Mary Kiffmeyer, Minnesota's Secretary of State and the new National Association of Secretaries of State president, said there shouldn't be a "rush to judgment" to condemn the current technology used in touch-screen voting machines.

She pointed out that Georgia used new touch-screen machines in its 2002 elections without incident. But she said the association will push for the federal government to release additional funding from the Help America Vote Act, or HAVA, to study what standards should be in place.

"Standards are being revised as new equipment comes along," she said. "We need to speed up the process and focus on (the standards) as we are rapidly making decisions about our equipment."

Congress passed HAVA in 2002 in response to the November 2000 presidential election debacle, with its hanging chads, butterfly ballots and messy voter-registration records and administration.

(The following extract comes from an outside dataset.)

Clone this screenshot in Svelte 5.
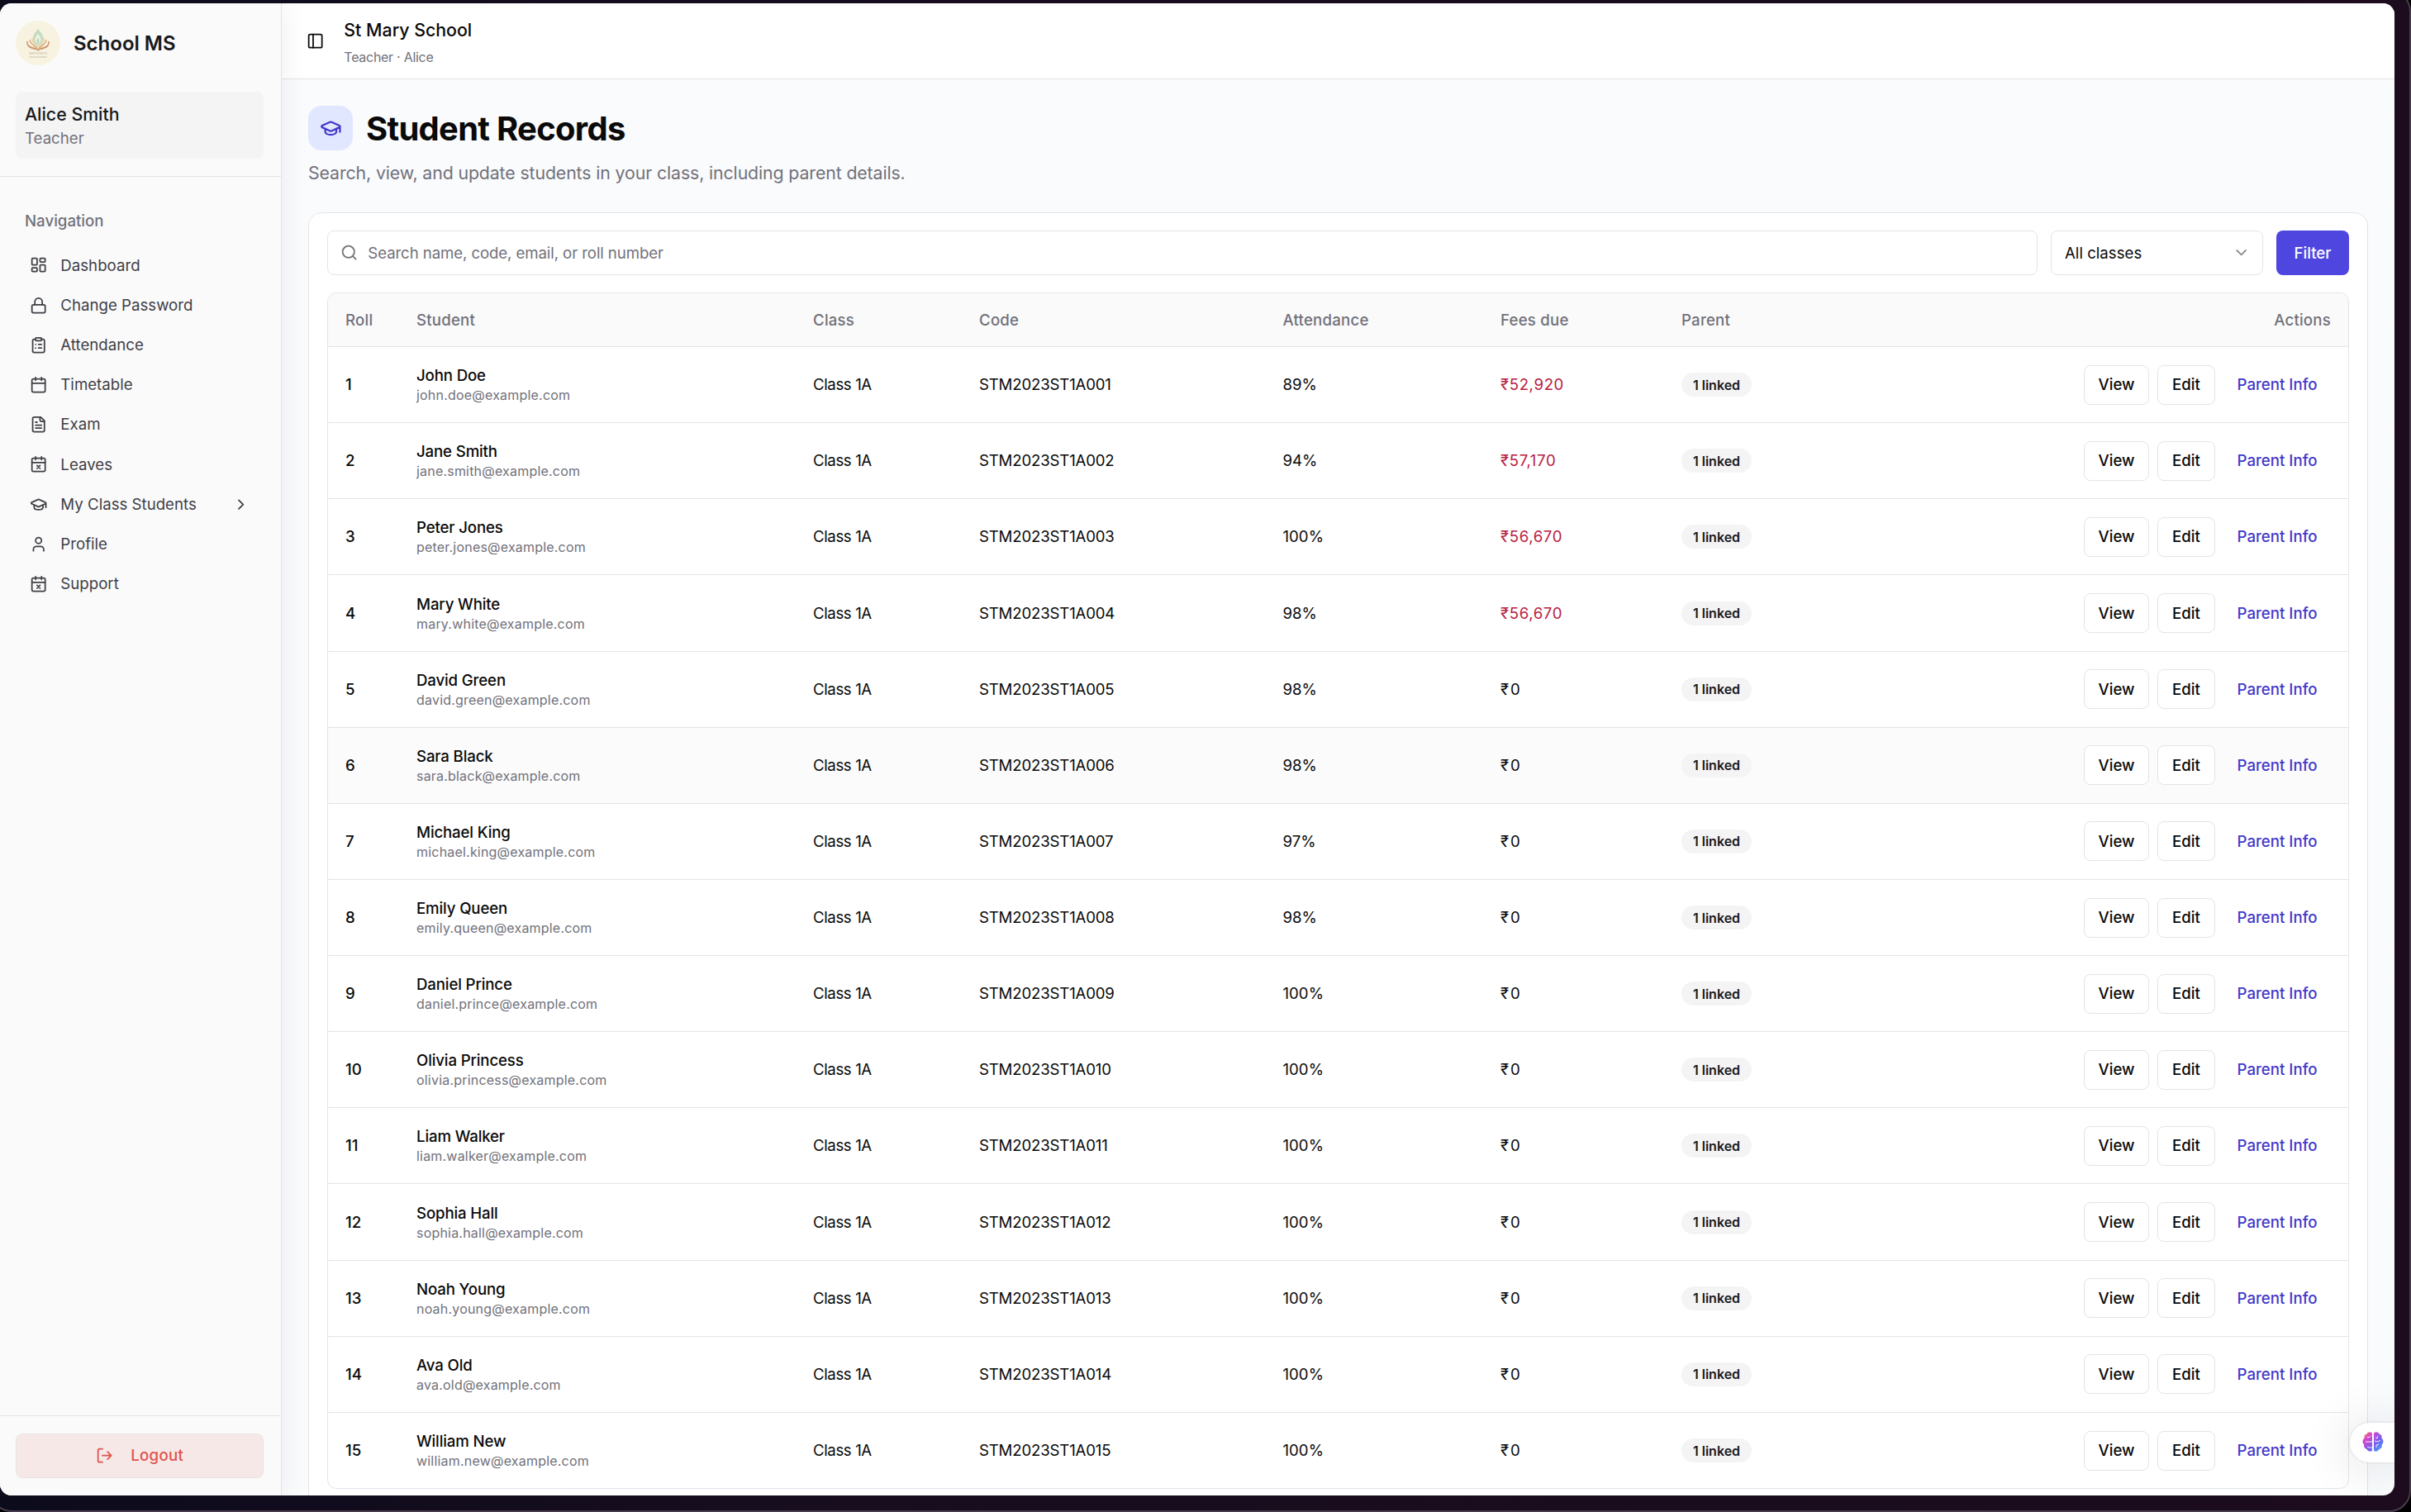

Congress authorized $3.9 billion for HAVA to replace outdated punch-card and lever voting machines, to improve voter education, to provide better ballot booth access for the disabled and to modernize statewide voter-registration databases.

Congress also appropriated $1.5 billion for HAVA in the fiscal year ending in September. Of that, the federal government gave states $649.5 million to buy new voting machines and to improve their electoral administration. Another $830 million is waiting to be dispersed as soon as an election commission is established. Congress appropriated only $500 million for fiscal 2004.

Penelope Bonsall, director of the Federal Election Commission's Office of Election Administration, said the president has named the commission's four members, but they have not been officially nominated. Congress is now in recess and won't be able to approve the commission until it returns in September.

The 2006 deadline for states to comply with HAVA looms. Even though new standards may be needed for computerized machines, states and local governments are rushing to buy equipment.

At the end of 2002, 19.6 percent of votes nationwide were recorded on touch-screen equipment, up from 3.9 percent in 1992, according to the Federal Election Commission. Another 31.6 percent were recorded using optical-scanning equipment. Georgia had all new machines in place for its elections in 2002. Maryland just placed a $55 million order with Diebold for 11,000 machines -- the state will have all new machines. Maryland first bought Diebold machines in November 2002.

Some computer scientists say HAVA's deadline should be extended to give the government more time to establish better standards for new computerized voting machines. Rebecca Mercuri, a research fellow at Harvard University's John F. Kennedy School of Government and president of Notable Software, a consulting firm in Lawrenceville, New Jersey, says that in the absence of new standards, the Institute of Electrical and Electronics Engineers, of which she is a member, has formed a committee to create standards for the machines. One of the committee's concerns is a voter-verified audit trail.

Rep. Rush Holt (D-N.J.) introduced a bill, H.R. 2239, in May to amend HAVA to require computerized voting machines to provide voter-verified audit trails. So far, his bill has 26 sponsors and it's unlikely to get out of the Committee on House Administration.

"As the computer scientists at Johns Hopkins recently reported, these new machines are vulnerable to massive fraud," Holt said in a statement. "Unless Congress acts to pass legislation that would make sure that all computer voting machines have a paper record that voters can verify when they cast their ballots, voters and election officials will have no way of knowing whether the computers are counting votes properly."